Overcoming Post-Holiday Debt to Improve Your Finances

The holiday season is often filled with joy, celebration, and great memories. However, it can also bring financial strain that many Australians face during the first months of the year.  

 

The pressure to purchase gifts, take a well-earned holiday, and indulge in seasonal activities can lead to significant overspending, leaving households grappling with large debts and multiple ongoing repayments. 

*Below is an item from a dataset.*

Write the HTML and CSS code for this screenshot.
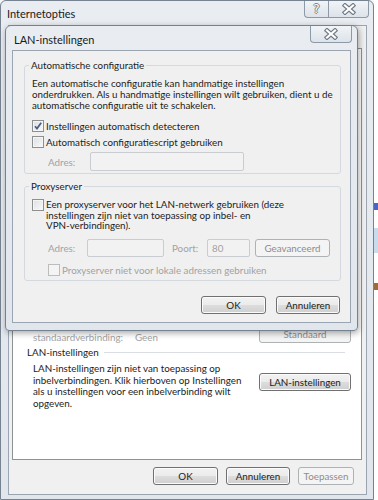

As we start the year, it’s a great opportunity to address this common financial strain head-on. Refinancing your mortgage to consolidate debt could be the solution you need to simplify your financial situation, reduce stress, and lower interest rates. 

 

What Happens When Holiday Debt Piles Up?

After the festivities, thousands of Australians will find themselves dealing with mounting credit card bills and personal loans. This can often lead to: 

High Interest Rates: Credit cards often come with exorbitant interest rates, which can snowball your debt if not managed effectively. 

Increased Financial Stress: Juggling multiple repayments can create anxiety and affect your overall well-being and financial stability. 

Challenges in Managing Finances: Keeping track of various payment dates and amounts can lead to missed payments, further exacerbating debt issues. 

Research conducted by consumer groups over recent years reveal that between 35-40% of Australians experience financial stress following the holiday season, emphasising the importance of finding a manageable solution to navigate this challenging time.

What is Debt Consolidation?

Debt consolidation is the process of combining multiple debts into a single, manageable loan. This means instead of juggling several payments each month, you only have one repayment schedule to keep track of. 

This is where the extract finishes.